The summer between my junior and senior year at Cass Technical High School, the Dream Warriors single “My Definition Of A Boombastic Jazz Style” became a sleeper hit on Detroit radio. It was followed closely by “Wash Your Face In My Sink” which employed a similarly sampladelic happy-rap sonic formula. Both songs by the Toronto-based Warriors were smuggled into an urban milieu in which N.W.A., Public Enemy and Geto Boys reigned supreme via the signals of Canadian TV and radio stations across the river in Windsor, signals picked up in nearly every household (and hooptie) in Detroit—a powerful but little-discussed influence on the city’s hip-hop and techno scenes.
It wasn’t long before I laid out my hard-earned lunch-money and purchased the cassette of the Dream Warriors debut LP And Now The Legacy Begins, which I believe is still kicking around in a shoe box somewhere. For my 17-year old paisley-rocking self (in high school pics I look sort of like a white skater version of Dove from De La Soul, though I never owned a skateboard) it was a pretty solid listen from front to back but “Ludi” deserves a special place in my personal canon. Although it wasn’t the only song that introduced Caribbean music into my diet—that summer alone there were jams by Poor Righteous Teachers, Longsy D and Ziggy Marley x KRS-One that did as much or more in that department. But it tied my taste for West Indian music to a consciousness of the actual, physical PLACES from which it originated.

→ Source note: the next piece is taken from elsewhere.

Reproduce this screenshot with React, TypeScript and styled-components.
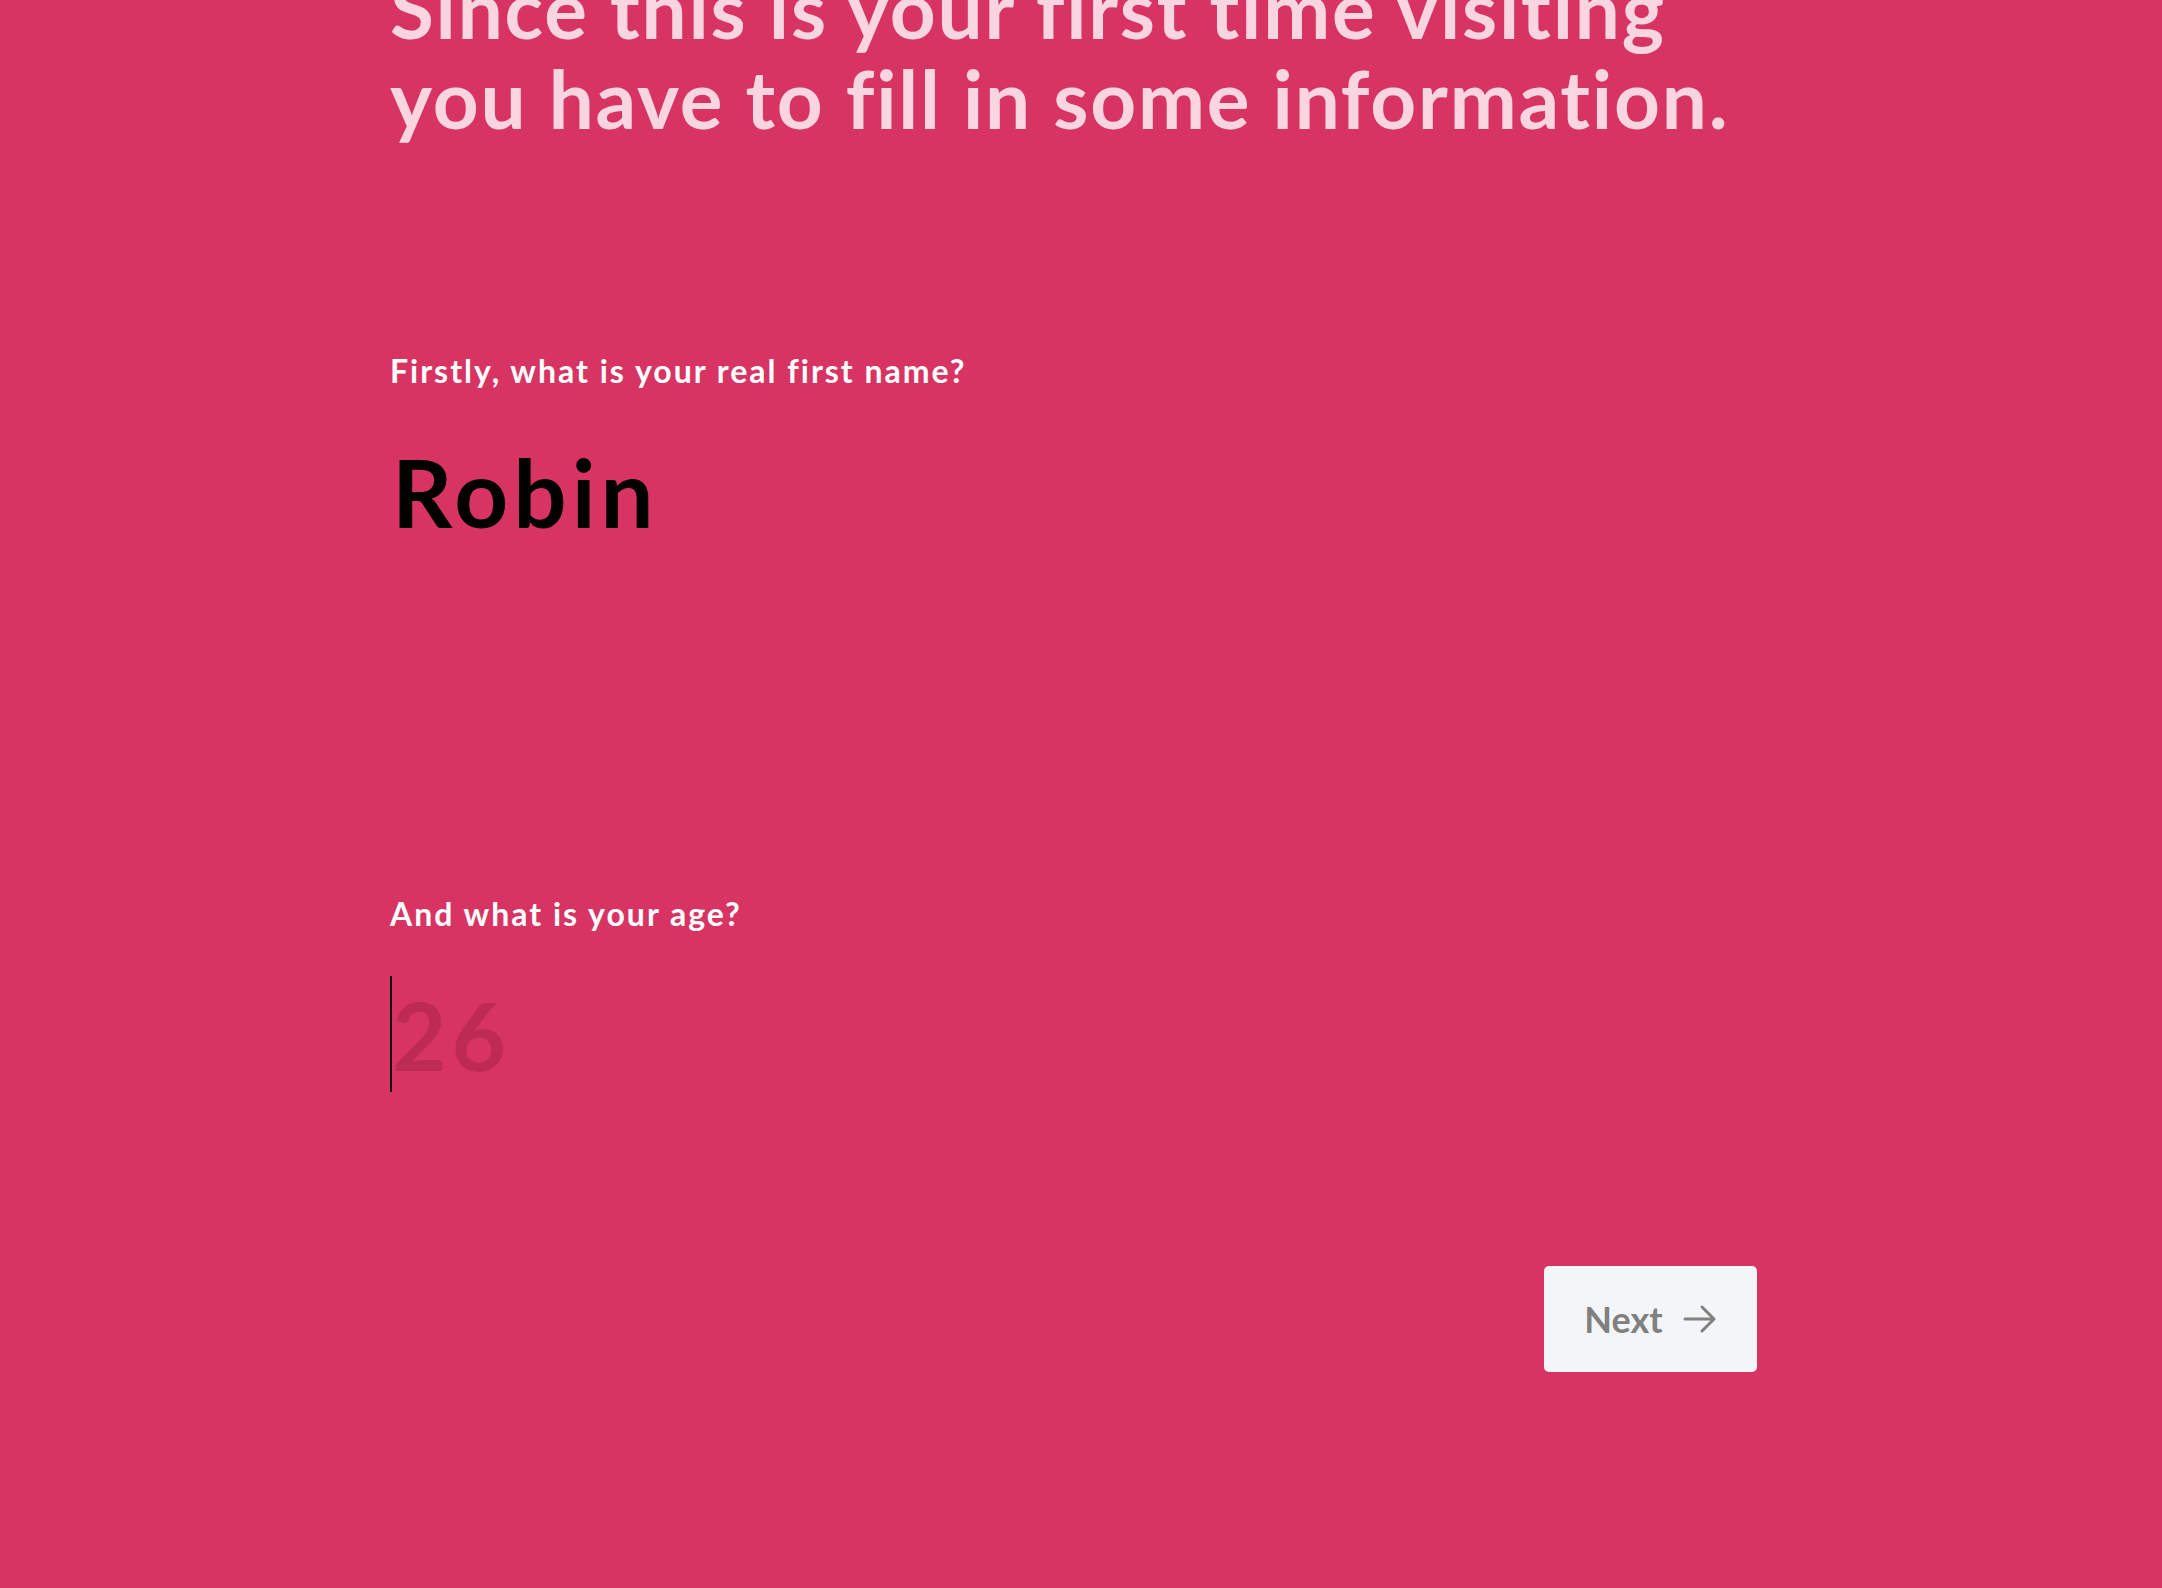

Geography always lagged behind riddim in my personal journey of Caribbean-ization (we all have one, Snoop Lion). By sixth or seventh grade I was already a fan of Bob Marley, Musical Youth and various 2tone bands from the UK, and by high school I could probably even explain fairly esoteric aspects of Rastafari to my classmates, but the existence of Caribbean peoples and nations beyond the big islands (Jamaica, Cuba, Haiti) pretty much eluded me until the Dream Warriors’ rapped island-hopping itinerary of “Dominica, Trinidad &Tobago / St. Kitts, Bermuda / Antigua & St. Lucia / St. Maarten and do not forget Montserrat, Aruba / Grenada, Guyana & Cuba / St. Vincent, Anguilla, Bahamas, Puerto Rico / Carriacou, Dominican Republic & Rio / Martinique & Guadeolupe / and Virgin Islands…” –about as much of a roadmap as a Michigan-based hiphop & reggae fiend could ask for.
Easily the most melodic and heartfelt cut on the album (it also introduced me to Slim Smith & The Uniques’ “My Conversation,” still a personal favorite) “Ludi” earned an extra-garbly warped spot on that cassette from repeated rewinds in time to the deejay chorus. I never did learn to play Ludi from the song’s second verse but it’s just as well I didn’t get the visual aid of the video—shot on location in St. Kitts—until later, or there’s a very real possibility I might have put my college plans to bed early and put that lyrical roadmap to the test.